Questions for the future

And with good reason. As we approach the halfway mark in 2017, Trump’s America seems hell-bent on questioning every assumption we make about the hydrocarbons market. Will he press ahead with the planned Alaska pipelines? (Probably.) Will he reopen the coal mines.(I’ll believe it when I see it.) Will America’s hugely loss-making shale oil wells turn a profit before their impressively expanding overdrafts force them into the arms of a government that would be glad to have them?

And what of other countries? Even the most timorous estimates for the long-term cost of all this upkeep are in the region of $8-10 trillion, which would be easily five years’ worth of global revenues. That’s a lot of investment, and the companies that will need to find it will have to weigh it up carefully against the competing attractions of other fuel forms in order to work out how, and whether, it’ll allow them to turn a profit.

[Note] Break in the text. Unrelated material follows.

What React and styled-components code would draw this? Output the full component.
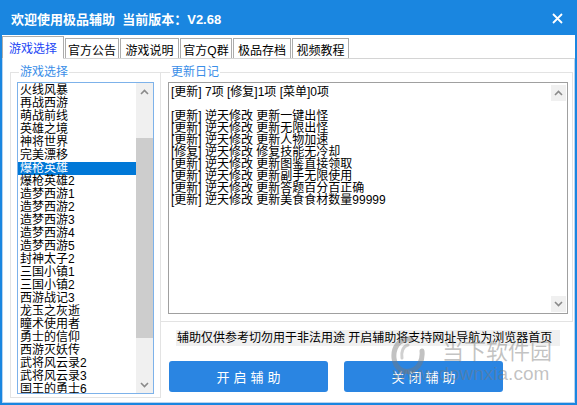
import React from 'react';
import styled, { createGlobalStyle } from 'styled-components';

const Global = createGlobalStyle`
  html, body { margin: 0; padding: 0; background: #fff; }
  body { font-family: "Liberation Sans", "Noto Sans CJK SC", sans-serif; }
  * { box-sizing: border-box; }
`;

const CJK = `"Liberation Sans", "Noto Sans CJK SC", sans-serif`;

const Window = styled.div`
  position: relative;
  width: 577px;
  height: 405px;
  background: #1a86e0;
  padding: 0 2px 2px 2px;
  display: flex;
  flex-direction: column;
  overflow: hidden;
  font-family: ${CJK};
`;

const TitleBar = styled.div`
  height: 35px;
  flex: none;
  display: flex;
  align-items: center;
  justify-content: space-between;
  padding: 2px 12px 0 9px;
  color: #fff;
  font-weight: bold;
  font-size: 13px;
`;

const Title = styled.div`
  white-space: pre;
`;

const Close = styled.svg`
  width: 11px;
  height: 11px;
  display: block;
`;

const Body = styled.div`
  flex: 1;
  background: #fff;
  display: flex;
  flex-direction: column;
`;

const TabStrip = styled.div`
  height: 23px;
  flex: none;
  display: flex;
  align-items: flex-end;
  gap: 1px;
  position: relative;
  z-index: 1;
`;

const Tab = styled.div`
  width: ${p => p.$w}px;
  height: ${p => (p.$active ? 23 : 20)}px;
  margin-bottom: ${p => (p.$active ? -1 : 0)}px;
  border: 1px solid #acacac;
  border-bottom: ${p => (p.$active ? '1px solid #fff' : 'none')};
  background: #fff;
  color: ${p => (p.$active ? '#1c46f5' : '#000')};
  font-size: 12px;
  display: flex;
  align-items: center;
  justify-content: center;
  padding-top: ${p => (p.$active ? 0 : 1)}px;
`;

const Panel = styled.div`
  flex: 1;
  border: 1px solid #b9d3ee;
  border-top-color: #d4d4d4;
  display: flex;
  padding: 13px 0 0 7px;
`;

const Group = styled.div`
  position: relative;
  width: ${p => p.$w}px;
  height: ${p => p.$h}px;
  border: 1px solid #e3e3e3;
  ${p => (p.$noLeft ? 'border-left: none;' : '')}
  padding: 9px 0 0 ${p => p.$pl}px;
  display: flex;
  flex-direction: column;
`;

const GroupLabel = styled.div`
  position: absolute;
  top: -7px;
  left: ${p => p.$x}px;
  padding: 0 1px;
  background: #fff;
  color: #3a8ee8;
  font-size: 12px;
  line-height: 13px;
`;

const ListBox = styled.div`
  width: 137px;
  height: 312px;
  border: 1px solid #7db2ea;
  display: flex;
  overflow: hidden;
`;

const Items = styled.div`
  flex: 1;
  padding-top: 1px;
  overflow: hidden;
`;

const Item = styled.div`
  height: 13px;
  line-height: 13px;
  font-size: 12px;
  padding-left: 2px;
  white-space: nowrap;
  color: ${p => (p.$sel ? '#fff' : '#000')};
  background: ${p => (p.$sel ? '#0078d7' : 'transparent')};
`;

const ScrollBar = styled.div`
  width: 17px;
  flex: none;
  display: flex;
  flex-direction: column;
  background: ${p => p.$track};
  padding: ${p => p.$pad};
`;

const ArrowBtn = styled.div`
  height: ${p => p.$h}px;
  flex: none;
  display: flex;
  align-items: center;
  justify-content: center;
  background: #f0f0f0;
`;

const Thumb = styled.div`
  height: ${p => p.$h}px;
  margin-top: ${p => p.$top}px;
  background: #cdcdcd;
  flex: none;
`;

const Spacer = styled.div`
  flex: 1;
`;

const RightCol = styled.div`
  display: flex;
  flex-direction: column;
`;

const TextBox = styled.div`
  width: 400px;
  height: 232px;
  border: 1px solid #a0a0a0;
  display: flex;
`;

const LogText = styled.div`
  flex: 1;
  padding: 3px 2px;
  font-size: 12px;
  line-height: 12px;
  white-space: pre;
  color: #000;
`;

const Notice = styled.div`
  margin: 8px 0 0 15px;
  width: 384px;
  height: 16px;
  background: #f0f0f0;
  font-size: 12px;
  line-height: 16px;
  padding-left: 1px;
  white-space: pre;
  color: #000;
`;

const Buttons = styled.div`
  display: flex;
  gap: 16px;
  margin: 15px 0 0 8px;
`;

const Button = styled.div`
  width: 159px;
  height: 31px;
  border-radius: 3px;
  background: #2a85e2;
  color: #fff;
  font-size: 13px;
  letter-spacing: 4px;
  display: flex;
  align-items: center;
  justify-content: center;
  padding-left: 4px;
`;

const Watermark = styled.div`
  position: absolute;
  left: 391px;
  top: 336px;
  pointer-events: none;
  display: grid;
  grid-template-columns: 34px auto;
  column-gap: 17px;
  color: rgba(120, 120, 120, 0.45);
`;

const WmLogo = styled.svg`
  grid-row: 1 / span 2;
  width: 34px;
  height: 38px;
`;

const WmName = styled.div`
  font-family: "Noto Sans CJK SC", sans-serif;
  font-size: 22px;
  line-height: 26px;
  letter-spacing: 0px;
`;

const WmUrl = styled.div`
  grid-column: 1 / span 2;
  margin-top: -6px;
  font-family: "Liberation Sans", sans-serif;
  font-size: 19px;
  line-height: 20px;
  padding-left: 2px;
  position: relative;
  top: -4px;
`;

const Chevron = ({ down }) => (
  <svg width="9" height="6" viewBox="0 0 9 6">
    <path
      d={down ? 'M1 1 L4.5 4.5 L8 1' : 'M1 5 L4.5 1.5 L8 5'}
      fill="none"
      stroke="#8a8a8a"
      strokeWidth="1.6"
    />
  </svg>
);

const tabs = [
  ['游戏选择', 62],
  ['官方公告', 54],
  ['游戏说明', 59],
  ['官方Q群', 52],
  ['极品存档', 58],
  ['视频教程', 57],
];

const games = [
  '火线风暴', '再战西游', '萌战前线', '英雄之境', '神将世界', '完美漂移', '爆枪英雄',
  '爆枪英雄2', '造梦西游1', '造梦西游2', '造梦西游3', '造梦西游4', '造梦西游5',
  '封神太子2', '三国小镇1', '三国小镇2', '西游战记3', '龙玉之灰逝', '瞳术使用者',
  '勇士的信仰', '西游灭妖传', '武将风云录2', '武将风云录3', '国王的勇士6',
];

const log = [
  '[更新] 7项 [修复]1项 [菜单]0项',
  '',
  '[更新] 逆天修改 更新一键出怪',
  '[更新] 逆天修改 更新无限出怪',
  '[更新] 逆天修改 更新人物加速',
  '[修复] 逆天修改 修复技能无冷却',
  '[更新] 逆天修改 更新图鉴直接领取',
  '[更新] 逆天修改 更新副手无限使用',
  '[更新] 逆天修改 更新答题百分百正确',
  '[更新] 逆天修改 更新美食食材数量99999',
].join('\n');

export default function App() {
  return (
    <>
      <Global />
      <Window>
        <TitleBar>
          <Title>欢迎使用极品辅助  当前版本：V2.68</Title>
          <Close viewBox="0 0 11 11">
            <path d="M1 1 L10 10 M10 1 L1 10" stroke="#fff" strokeWidth="1.8" />
          </Close>
        </TitleBar>
        <Body>
          <TabStrip>
            {tabs.map(([t, w], i) => (
              <Tab key={t} $w={w} $active={i === 0}>{t}</Tab>
            ))}
          </TabStrip>
          <Panel>
            <Group $w={151} $h={326} $pl={6}>
              <GroupLabel $x={8}>游戏选择</GroupLabel>
              <ListBox>
                <Items>
                  {games.map((g, i) => (
                    <Item key={g} $sel={i === 6}>{g}</Item>
                  ))}
                </Items>
                <ScrollBar $track="#f0f0f0" $pad="0">
                  <ArrowBtn $h={17}><Chevron /></ArrowBtn>
                  <Thumb $top={38} $h={200} />
                  <Spacer />
                  <ArrowBtn $h={17}><Chevron down /></ArrowBtn>
                </ScrollBar>
              </ListBox>
            </Group>
            <RightCol>
              <Group $w={412} $h={250} $pl={7} $noLeft>
                <GroupLabel $x={9}>更新日记</GroupLabel>
                <TextBox>
                  <LogText>{log}</LogText>
                  <ScrollBar $track="#fff" $pad="2px 1px 1px 1px">
                    <ArrowBtn $h={16}><Chevron /></ArrowBtn>
                    <Spacer />
                    <ArrowBtn $h={16}><Chevron down /></ArrowBtn>
                  </ScrollBar>
                </TextBox>
              </Group>
              <Notice>辅助仅供参考切勿用于非法用途 开启辅助将支持网址导航为浏览器首页</Notice>
              <Buttons>
                <Button>开启辅助</Button>
                <Button>关闭辅助</Button>
              </Buttons>
            </RightCol>
          </Panel>
        </Body>
        <Watermark>
          <WmLogo viewBox="0 0 34 38">
            <path
              d="M20 3 C8 2 2 12 3 22 C4 32 12 37 19 35 C28 33 32 24 31 15"
              fill="none"
              stroke="rgba(120,120,120,0.45)"
              strokeWidth="5"
              strokeLinecap="round"
            />
            <path
              d="M17 9 C12 10 10 16 11 22"
              fill="none"
              stroke="rgba(120,120,120,0.35)"
              strokeWidth="3"
              strokeLinecap="round"
            />
          </WmLogo>
          <WmName>当下软件园</WmName>
          <WmUrl>www.downxia.com</WmUrl>
        </Watermark>
      </Window>
    </>
  );
}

That’s an absurd argument, say the oil bulls. The stone age didn’t end because we ran out of stones – rather, it modernised as new inventions change our world, and we adapted it to fit in with competing technologies, and stone hasn’t priced itself out of existence yet. The fact that the market electric cars will be worth nearly $1 trillion by 2027 doesn’t really alter the fact that diesel and petrol engines are a fabulously resilient and versatile market that won’t simply disappear.

And finally, let’s not forget that the global oil industry is bigger than all the world’s metal extraction businesses combined. (Gold, for instance, was worth $170 billion a year, copper $90 billion and iron $115 billion in 2015 against oil’s $1.72 trillion.) We can’t rule peak oil out, but nor should we expect it to do much more than flatten off what seems likely to be a medium-term rise in prices.

Unless, of course, we get a short-term recovery instead? We’ve mentioned four potential triggers already for this year – Iran, France/Italy, China and of course Trump. What else is coming? We won’t know until we know.